━━━ Given entries ━━━
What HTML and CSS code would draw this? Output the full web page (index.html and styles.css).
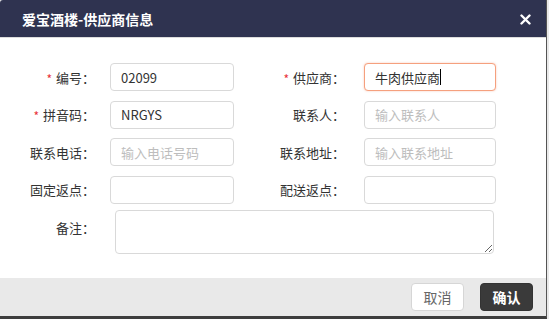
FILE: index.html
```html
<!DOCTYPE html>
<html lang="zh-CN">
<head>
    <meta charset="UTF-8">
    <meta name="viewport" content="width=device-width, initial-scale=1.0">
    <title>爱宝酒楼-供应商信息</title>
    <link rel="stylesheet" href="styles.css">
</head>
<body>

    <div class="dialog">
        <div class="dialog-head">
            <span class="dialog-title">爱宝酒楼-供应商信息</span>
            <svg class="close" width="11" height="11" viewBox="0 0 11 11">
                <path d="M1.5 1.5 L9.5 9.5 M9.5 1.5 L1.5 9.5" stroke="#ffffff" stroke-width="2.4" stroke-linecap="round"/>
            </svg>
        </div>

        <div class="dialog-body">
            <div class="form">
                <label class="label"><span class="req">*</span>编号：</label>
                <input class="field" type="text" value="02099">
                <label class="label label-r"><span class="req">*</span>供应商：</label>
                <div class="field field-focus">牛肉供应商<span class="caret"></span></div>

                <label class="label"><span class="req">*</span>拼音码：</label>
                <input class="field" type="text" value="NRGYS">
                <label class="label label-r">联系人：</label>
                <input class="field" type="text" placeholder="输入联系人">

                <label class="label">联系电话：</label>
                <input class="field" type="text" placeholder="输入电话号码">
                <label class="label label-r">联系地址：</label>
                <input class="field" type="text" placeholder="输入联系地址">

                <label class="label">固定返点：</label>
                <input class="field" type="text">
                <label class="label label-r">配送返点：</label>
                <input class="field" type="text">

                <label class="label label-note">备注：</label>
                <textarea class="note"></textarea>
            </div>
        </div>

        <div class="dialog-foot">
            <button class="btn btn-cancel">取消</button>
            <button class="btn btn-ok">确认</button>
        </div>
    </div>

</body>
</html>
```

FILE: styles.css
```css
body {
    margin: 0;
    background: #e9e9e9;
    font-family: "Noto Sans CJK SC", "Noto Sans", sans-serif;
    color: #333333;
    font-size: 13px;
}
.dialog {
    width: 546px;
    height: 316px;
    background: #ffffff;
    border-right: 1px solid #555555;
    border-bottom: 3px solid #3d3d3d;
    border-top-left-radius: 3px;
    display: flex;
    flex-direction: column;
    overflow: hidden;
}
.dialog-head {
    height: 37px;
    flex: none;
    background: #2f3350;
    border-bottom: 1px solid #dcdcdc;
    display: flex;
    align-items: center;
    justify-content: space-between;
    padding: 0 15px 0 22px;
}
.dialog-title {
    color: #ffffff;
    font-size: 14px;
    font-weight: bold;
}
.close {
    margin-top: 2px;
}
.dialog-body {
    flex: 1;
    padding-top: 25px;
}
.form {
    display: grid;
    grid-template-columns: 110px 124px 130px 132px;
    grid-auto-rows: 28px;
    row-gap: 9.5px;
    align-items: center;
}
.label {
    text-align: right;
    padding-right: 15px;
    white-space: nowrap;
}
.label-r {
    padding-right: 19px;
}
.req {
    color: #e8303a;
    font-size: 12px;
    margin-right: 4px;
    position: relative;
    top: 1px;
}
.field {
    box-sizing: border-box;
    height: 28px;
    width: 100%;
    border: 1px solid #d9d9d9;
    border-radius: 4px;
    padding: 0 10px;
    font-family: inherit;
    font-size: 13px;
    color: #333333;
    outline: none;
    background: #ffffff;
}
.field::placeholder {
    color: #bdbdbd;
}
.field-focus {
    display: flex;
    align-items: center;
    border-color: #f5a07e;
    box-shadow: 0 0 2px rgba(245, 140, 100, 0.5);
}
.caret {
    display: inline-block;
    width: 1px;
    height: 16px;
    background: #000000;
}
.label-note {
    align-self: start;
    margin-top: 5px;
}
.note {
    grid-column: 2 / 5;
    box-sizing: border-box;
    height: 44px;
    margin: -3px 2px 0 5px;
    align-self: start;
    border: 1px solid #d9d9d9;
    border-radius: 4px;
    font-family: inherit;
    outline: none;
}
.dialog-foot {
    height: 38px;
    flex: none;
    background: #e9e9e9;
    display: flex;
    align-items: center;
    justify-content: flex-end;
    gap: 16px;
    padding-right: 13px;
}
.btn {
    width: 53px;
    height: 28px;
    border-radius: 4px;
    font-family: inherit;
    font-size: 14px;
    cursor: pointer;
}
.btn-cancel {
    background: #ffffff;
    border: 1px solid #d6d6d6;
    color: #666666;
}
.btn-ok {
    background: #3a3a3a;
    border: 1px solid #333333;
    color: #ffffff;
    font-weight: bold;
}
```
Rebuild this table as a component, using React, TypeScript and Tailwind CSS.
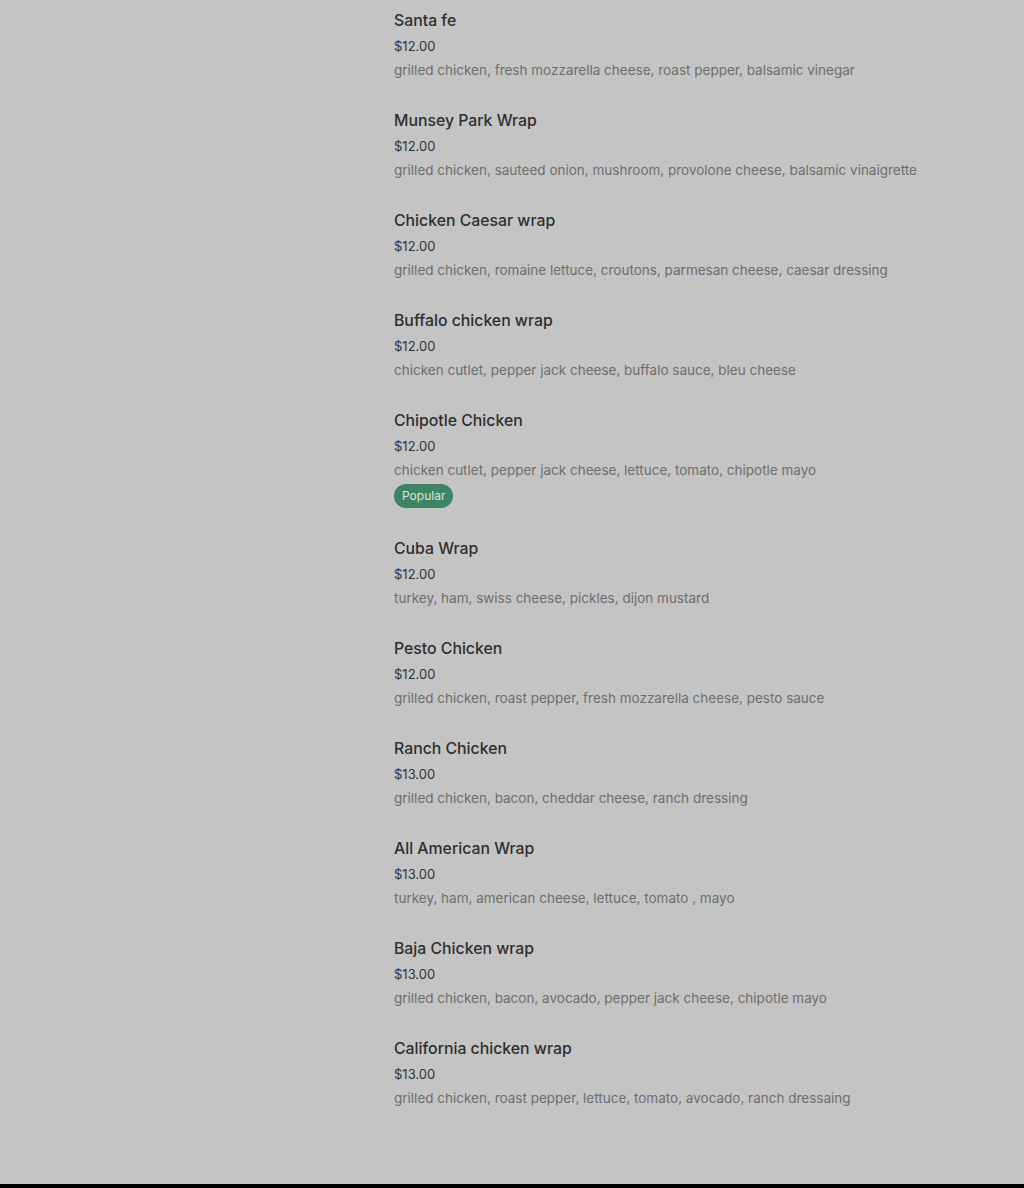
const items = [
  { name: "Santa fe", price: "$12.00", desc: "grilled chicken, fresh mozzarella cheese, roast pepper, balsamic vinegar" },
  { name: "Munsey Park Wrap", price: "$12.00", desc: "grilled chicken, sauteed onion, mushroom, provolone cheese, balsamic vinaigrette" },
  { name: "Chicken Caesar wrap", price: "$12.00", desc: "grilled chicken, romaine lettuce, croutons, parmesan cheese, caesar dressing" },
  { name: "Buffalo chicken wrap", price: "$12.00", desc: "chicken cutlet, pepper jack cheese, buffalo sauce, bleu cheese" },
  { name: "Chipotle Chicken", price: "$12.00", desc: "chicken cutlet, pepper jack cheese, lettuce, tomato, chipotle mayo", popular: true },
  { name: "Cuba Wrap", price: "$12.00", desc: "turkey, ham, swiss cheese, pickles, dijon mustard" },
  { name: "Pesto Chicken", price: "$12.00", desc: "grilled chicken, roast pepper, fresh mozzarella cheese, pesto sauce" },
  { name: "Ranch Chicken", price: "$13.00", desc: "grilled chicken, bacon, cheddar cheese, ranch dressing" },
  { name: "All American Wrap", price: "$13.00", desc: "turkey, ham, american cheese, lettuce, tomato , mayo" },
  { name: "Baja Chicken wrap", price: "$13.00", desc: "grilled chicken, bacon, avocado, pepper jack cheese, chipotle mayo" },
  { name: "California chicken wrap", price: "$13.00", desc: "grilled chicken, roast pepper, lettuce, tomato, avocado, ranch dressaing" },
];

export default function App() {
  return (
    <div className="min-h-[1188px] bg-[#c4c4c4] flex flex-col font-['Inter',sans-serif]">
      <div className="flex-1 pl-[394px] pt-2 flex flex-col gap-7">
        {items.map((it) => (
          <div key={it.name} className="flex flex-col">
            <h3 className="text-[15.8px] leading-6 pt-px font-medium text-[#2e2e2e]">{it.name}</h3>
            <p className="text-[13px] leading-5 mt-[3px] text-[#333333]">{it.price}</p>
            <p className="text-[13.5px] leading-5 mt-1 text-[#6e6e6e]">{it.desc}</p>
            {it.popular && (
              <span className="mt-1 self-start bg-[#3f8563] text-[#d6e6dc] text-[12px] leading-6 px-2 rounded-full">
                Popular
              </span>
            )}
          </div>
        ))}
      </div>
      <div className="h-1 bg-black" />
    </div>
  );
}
━━━
Problem description: Give back every line exactly as it stands, pictures excluded.

Exercise answer:
What HTML and CSS code would draw this? Output the full web page (index.html and styles.css).
FILE: index.html
```html
<!DOCTYPE html>
<html lang="zh-CN">
<head>
    <meta charset="UTF-8">
    <meta name="viewport" content="width=device-width, initial-scale=1.0">
    <title>爱宝酒楼-供应商信息</title>
    <link rel="stylesheet" href="styles.css">
</head>
<body>

    <div class="dialog">
        <div class="dialog-head">
            <span class="dialog-title">爱宝酒楼-供应商信息</span>
            <svg class="close" width="11" height="11" viewBox="0 0 11 11">
                <path d="M1.5 1.5 L9.5 9.5 M9.5 1.5 L1.5 9.5" stroke="#ffffff" stroke-width="2.4" stroke-linecap="round"/>
            </svg>
        </div>

        <div class="dialog-body">
            <div class="form">
                <label class="label"><span class="req">*</span>编号：</label>
                <input class="field" type="text" value="02099">
                <label class="label label-r"><span class="req">*</span>供应商：</label>
                <div class="field field-focus">牛肉供应商<span class="caret"></span></div>

                <label class="label"><span class="req">*</span>拼音码：</label>
                <input class="field" type="text" value="NRGYS">
                <label class="label label-r">联系人：</label>
                <input class="field" type="text" placeholder="输入联系人">

                <label class="label">联系电话：</label>
                <input class="field" type="text" placeholder="输入电话号码">
                <label class="label label-r">联系地址：</label>
                <input class="field" type="text" placeholder="输入联系地址">

                <label class="label">固定返点：</label>
                <input class="field" type="text">
                <label class="label label-r">配送返点：</label>
                <input class="field" type="text">

                <label class="label label-note">备注：</label>
                <textarea class="note"></textarea>
            </div>
        </div>

        <div class="dialog-foot">
            <button class="btn btn-cancel">取消</button>
            <button class="btn btn-ok">确认</button>
        </div>
    </div>

</body>
</html>
```

FILE: styles.css
```css
body {
    margin: 0;
    background: #e9e9e9;
    font-family: "Noto Sans CJK SC", "Noto Sans", sans-serif;
    color: #333333;
    font-size: 13px;
}
.dialog {
    width: 546px;
    height: 316px;
    background: #ffffff;
    border-right: 1px solid #555555;
    border-bottom: 3px solid #3d3d3d;
    border-top-left-radius: 3px;
    display: flex;
    flex-direction: column;
    overflow: hidden;
}
.dialog-head {
    height: 37px;
    flex: none;
    background: #2f3350;
    border-bottom: 1px solid #dcdcdc;
    display: flex;
    align-items: center;
    justify-content: space-between;
    padding: 0 15px 0 22px;
}
.dialog-title {
    color: #ffffff;
    font-size: 14px;
    font-weight: bold;
}
.close {
    margin-top: 2px;
}
.dialog-body {
    flex: 1;
    padding-top: 25px;
}
.form {
    display: grid;
    grid-template-columns: 110px 124px 130px 132px;
    grid-auto-rows: 28px;
    row-gap: 9.5px;
    align-items: center;
}
.label {
    text-align: right;
    padding-right: 15px;
    white-space: nowrap;
}
.label-r {
    padding-right: 19px;
}
.req {
    color: #e8303a;
    font-size: 12px;
    margin-right: 4px;
    position: relative;
    top: 1px;
}
.field {
    box-sizing: border-box;
    height: 28px;
    width: 100%;
    border: 1px solid #d9d9d9;
    border-radius: 4px;
    padding: 0 10px;
    font-family: inherit;
    font-size: 13px;
    color: #333333;
    outline: none;
    background: #ffffff;
}
.field::placeholder {
    color: #bdbdbd;
}
.field-focus {
    display: flex;
    align-items: center;
    border-color: #f5a07e;
    box-shadow: 0 0 2px rgba(245, 140, 100, 0.5);
}
.caret {
    display: inline-block;
    width: 1px;
    height: 16px;
    background: #000000;
}
.label-note {
    align-self: start;
    margin-top: 5px;
}
.note {
    grid-column: 2 / 5;
    box-sizing: border-box;
    height: 44px;
    margin: -3px 2px 0 5px;
    align-self: start;
    border: 1px solid #d9d9d9;
    border-radius: 4px;
    font-family: inherit;
    outline: none;
}
.dialog-foot {
    height: 38px;
    flex: none;
    background: #e9e9e9;
    display: flex;
    align-items: center;
    justify-content: flex-end;
    gap: 16px;
    padding-right: 13px;
}
.btn {
    width: 53px;
    height: 28px;
    border-radius: 4px;
    font-family: inherit;
    font-size: 14px;
    cursor: pointer;
}
.btn-cancel {
    background: #ffffff;
    border: 1px solid #d6d6d6;
    color: #666666;
}
.btn-ok {
    background: #3a3a3a;
    border: 1px solid #333333;
    color: #ffffff;
    font-weight: bold;
}
```
Rebuild this table as a component, using React, TypeScript and Tailwind CSS.
const items = [
  { name: "Santa fe", price: "$12.00", desc: "grilled chicken, fresh mozzarella cheese, roast pepper, balsamic vinegar" },
  { name: "Munsey Park Wrap", price: "$12.00", desc: "grilled chicken, sauteed onion, mushroom, provolone cheese, balsamic vinaigrette" },
  { name: "Chicken Caesar wrap", price: "$12.00", desc: "grilled chicken, romaine lettuce, croutons, parmesan cheese, caesar dressing" },
  { name: "Buffalo chicken wrap", price: "$12.00", desc: "chicken cutlet, pepper jack cheese, buffalo sauce, bleu cheese" },
  { name: "Chipotle Chicken", price: "$12.00", desc: "chicken cutlet, pepper jack cheese, lettuce, tomato, chipotle mayo", popular: true },
  { name: "Cuba Wrap", price: "$12.00", desc: "turkey, ham, swiss cheese, pickles, dijon mustard" },
  { name: "Pesto Chicken", price: "$12.00", desc: "grilled chicken, roast pepper, fresh mozzarella cheese, pesto sauce" },
  { name: "Ranch Chicken", price: "$13.00", desc: "grilled chicken, bacon, cheddar cheese, ranch dressing" },
  { name: "All American Wrap", price: "$13.00", desc: "turkey, ham, american cheese, lettuce, tomato , mayo" },
  { name: "Baja Chicken wrap", price: "$13.00", desc: "grilled chicken, bacon, avocado, pepper jack cheese, chipotle mayo" },
  { name: "California chicken wrap", price: "$13.00", desc: "grilled chicken, roast pepper, lettuce, tomato, avocado, ranch dressaing" },
];

export default function App() {
  return (
    <div className="min-h-[1188px] bg-[#c4c4c4] flex flex-col font-['Inter',sans-serif]">
      <div className="flex-1 pl-[394px] pt-2 flex flex-col gap-7">
        {items.map((it) => (
          <div key={it.name} className="flex flex-col">
            <h3 className="text-[15.8px] leading-6 pt-px font-medium text-[#2e2e2e]">{it.name}</h3>
            <p className="text-[13px] leading-5 mt-[3px] text-[#333333]">{it.price}</p>
            <p className="text-[13.5px] leading-5 mt-1 text-[#6e6e6e]">{it.desc}</p>
            {it.popular && (
              <span className="mt-1 self-start bg-[#3f8563] text-[#d6e6dc] text-[12px] leading-6 px-2 rounded-full">
                Popular
              </span>
            )}
          </div>
        ))}
      </div>
      <div className="h-1 bg-black" />
    </div>
  );
}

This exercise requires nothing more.